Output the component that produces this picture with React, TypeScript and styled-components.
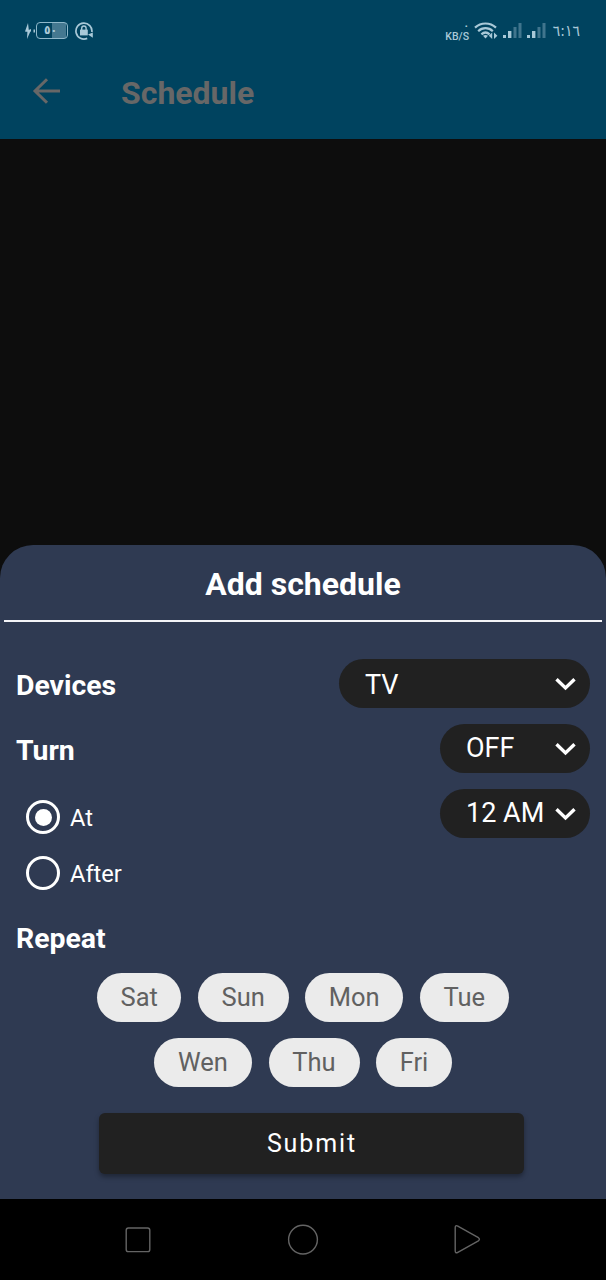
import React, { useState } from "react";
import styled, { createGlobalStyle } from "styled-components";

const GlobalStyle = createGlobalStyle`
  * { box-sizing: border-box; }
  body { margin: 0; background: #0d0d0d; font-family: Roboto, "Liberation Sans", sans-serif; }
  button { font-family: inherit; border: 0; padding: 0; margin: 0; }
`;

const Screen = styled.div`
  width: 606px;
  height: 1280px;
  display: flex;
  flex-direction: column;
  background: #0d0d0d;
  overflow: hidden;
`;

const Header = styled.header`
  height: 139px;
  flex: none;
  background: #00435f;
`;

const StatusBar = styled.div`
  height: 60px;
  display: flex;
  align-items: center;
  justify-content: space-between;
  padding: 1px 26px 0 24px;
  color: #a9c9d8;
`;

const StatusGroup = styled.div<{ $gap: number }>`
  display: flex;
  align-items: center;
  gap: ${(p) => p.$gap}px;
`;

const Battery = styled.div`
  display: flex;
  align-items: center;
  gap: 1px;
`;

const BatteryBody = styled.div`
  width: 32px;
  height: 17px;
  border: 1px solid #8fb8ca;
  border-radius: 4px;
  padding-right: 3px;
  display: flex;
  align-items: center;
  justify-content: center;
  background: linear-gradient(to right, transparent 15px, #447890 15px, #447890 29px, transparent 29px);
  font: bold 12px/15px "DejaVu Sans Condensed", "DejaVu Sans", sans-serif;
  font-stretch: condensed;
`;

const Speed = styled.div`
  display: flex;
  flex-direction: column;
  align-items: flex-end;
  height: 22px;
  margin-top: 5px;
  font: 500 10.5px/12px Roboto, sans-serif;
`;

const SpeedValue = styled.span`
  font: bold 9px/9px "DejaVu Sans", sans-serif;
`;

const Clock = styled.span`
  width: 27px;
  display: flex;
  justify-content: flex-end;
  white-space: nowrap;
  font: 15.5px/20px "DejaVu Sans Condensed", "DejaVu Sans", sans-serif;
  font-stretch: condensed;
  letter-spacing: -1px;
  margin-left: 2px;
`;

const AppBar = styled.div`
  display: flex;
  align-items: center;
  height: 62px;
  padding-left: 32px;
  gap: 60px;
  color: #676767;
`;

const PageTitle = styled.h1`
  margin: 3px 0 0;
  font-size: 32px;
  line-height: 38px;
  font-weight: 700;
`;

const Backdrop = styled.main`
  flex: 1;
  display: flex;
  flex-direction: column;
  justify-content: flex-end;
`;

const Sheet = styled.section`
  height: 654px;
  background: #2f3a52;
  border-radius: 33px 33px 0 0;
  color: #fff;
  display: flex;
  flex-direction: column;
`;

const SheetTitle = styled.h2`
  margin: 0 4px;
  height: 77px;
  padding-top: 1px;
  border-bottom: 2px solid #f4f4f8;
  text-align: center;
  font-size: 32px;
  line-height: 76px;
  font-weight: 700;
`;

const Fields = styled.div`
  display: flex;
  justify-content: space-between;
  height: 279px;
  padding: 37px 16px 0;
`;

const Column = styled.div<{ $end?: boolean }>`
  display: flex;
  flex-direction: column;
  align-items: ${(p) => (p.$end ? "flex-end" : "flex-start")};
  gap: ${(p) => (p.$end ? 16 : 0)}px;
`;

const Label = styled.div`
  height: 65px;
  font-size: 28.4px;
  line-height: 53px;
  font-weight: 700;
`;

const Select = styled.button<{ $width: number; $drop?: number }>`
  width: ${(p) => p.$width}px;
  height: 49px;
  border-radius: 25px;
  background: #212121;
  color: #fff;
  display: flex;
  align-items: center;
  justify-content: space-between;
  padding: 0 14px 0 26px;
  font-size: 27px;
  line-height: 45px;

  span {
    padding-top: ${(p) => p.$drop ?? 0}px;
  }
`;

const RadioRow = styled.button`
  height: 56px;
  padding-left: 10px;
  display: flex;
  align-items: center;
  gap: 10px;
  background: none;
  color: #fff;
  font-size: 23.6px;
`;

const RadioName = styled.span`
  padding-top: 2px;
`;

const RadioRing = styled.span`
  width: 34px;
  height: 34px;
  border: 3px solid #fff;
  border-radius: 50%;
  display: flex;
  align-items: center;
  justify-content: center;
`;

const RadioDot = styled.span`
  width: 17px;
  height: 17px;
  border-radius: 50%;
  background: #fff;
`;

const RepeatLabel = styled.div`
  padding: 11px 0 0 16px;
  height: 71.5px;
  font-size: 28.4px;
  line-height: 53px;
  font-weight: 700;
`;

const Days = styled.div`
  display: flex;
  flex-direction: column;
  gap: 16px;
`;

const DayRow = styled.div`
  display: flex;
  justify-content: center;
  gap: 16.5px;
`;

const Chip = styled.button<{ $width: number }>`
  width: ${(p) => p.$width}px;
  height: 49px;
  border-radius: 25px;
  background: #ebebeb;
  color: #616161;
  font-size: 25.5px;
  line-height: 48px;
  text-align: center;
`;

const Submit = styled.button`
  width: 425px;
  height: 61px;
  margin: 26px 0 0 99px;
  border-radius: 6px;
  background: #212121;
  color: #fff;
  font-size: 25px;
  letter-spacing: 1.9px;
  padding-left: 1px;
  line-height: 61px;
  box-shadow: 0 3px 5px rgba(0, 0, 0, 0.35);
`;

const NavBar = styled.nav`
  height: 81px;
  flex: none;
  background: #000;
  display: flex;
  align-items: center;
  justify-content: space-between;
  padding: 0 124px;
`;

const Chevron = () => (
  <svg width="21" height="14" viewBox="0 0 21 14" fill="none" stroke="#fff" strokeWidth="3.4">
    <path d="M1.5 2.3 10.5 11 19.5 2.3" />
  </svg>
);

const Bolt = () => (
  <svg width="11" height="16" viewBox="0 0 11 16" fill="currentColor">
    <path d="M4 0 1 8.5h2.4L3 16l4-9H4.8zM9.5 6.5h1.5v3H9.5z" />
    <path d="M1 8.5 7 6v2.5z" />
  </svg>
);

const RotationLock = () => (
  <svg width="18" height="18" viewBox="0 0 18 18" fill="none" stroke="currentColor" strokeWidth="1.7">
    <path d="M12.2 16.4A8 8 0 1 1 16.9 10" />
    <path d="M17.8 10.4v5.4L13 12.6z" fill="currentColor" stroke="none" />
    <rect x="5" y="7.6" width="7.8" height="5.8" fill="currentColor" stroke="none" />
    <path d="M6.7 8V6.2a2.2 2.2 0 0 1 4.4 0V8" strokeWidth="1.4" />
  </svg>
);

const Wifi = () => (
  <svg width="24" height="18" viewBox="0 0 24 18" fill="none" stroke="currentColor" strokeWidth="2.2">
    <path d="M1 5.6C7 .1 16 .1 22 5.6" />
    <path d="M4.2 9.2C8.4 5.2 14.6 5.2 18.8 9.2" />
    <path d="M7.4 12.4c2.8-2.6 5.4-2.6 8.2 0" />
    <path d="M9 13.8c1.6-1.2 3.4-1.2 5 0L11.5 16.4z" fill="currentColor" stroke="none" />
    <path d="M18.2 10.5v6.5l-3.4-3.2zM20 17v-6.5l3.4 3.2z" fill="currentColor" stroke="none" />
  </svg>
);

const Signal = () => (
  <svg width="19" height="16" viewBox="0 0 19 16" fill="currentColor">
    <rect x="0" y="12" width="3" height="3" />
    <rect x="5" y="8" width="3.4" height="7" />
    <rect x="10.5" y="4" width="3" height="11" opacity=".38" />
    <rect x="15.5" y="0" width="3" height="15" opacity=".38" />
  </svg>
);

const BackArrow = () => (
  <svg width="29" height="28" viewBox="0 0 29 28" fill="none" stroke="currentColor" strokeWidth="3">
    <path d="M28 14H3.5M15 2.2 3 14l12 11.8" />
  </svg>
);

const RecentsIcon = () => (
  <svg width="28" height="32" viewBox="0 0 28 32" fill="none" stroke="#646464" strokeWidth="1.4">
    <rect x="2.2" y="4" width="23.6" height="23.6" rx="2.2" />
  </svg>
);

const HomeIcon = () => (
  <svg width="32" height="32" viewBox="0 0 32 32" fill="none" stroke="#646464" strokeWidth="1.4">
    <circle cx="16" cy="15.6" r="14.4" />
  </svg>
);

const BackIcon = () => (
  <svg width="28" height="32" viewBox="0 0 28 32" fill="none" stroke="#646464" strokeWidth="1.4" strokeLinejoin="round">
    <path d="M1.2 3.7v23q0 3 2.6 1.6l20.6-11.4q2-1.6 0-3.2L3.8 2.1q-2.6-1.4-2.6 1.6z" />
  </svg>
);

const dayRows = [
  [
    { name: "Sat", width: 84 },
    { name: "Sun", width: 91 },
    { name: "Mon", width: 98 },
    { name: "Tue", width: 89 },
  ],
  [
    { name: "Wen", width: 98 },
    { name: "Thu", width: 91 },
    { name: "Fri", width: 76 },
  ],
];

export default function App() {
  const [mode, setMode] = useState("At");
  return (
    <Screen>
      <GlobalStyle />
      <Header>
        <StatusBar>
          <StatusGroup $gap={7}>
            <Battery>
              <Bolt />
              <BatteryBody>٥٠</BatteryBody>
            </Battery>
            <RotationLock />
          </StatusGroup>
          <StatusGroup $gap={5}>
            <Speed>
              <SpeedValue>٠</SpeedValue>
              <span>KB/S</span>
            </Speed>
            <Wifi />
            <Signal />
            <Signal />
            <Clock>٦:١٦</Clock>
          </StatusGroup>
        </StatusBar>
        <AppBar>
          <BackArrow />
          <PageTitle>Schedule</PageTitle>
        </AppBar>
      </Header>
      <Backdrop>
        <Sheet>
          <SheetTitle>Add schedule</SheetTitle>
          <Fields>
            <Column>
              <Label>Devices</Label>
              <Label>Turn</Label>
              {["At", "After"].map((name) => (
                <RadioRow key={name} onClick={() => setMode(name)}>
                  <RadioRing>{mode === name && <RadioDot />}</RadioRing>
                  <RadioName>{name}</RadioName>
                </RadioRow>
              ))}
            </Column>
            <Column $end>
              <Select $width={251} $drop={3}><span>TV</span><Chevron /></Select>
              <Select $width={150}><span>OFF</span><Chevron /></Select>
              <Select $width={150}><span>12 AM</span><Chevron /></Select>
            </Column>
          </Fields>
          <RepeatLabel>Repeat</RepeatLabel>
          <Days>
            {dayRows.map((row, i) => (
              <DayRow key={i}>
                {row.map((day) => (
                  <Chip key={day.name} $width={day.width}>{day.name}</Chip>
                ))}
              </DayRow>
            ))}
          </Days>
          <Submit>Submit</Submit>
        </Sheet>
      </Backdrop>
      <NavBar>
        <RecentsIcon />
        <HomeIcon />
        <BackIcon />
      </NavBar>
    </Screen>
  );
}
━━━
→ **PROBLEM STATEMENT**
Search the lines for the string "React" and copy every line that has it.

→ **WRITTEN ANSWER**
Output the component that produces this picture with React, TypeScript and styled-components.
import React, { useState } from "react";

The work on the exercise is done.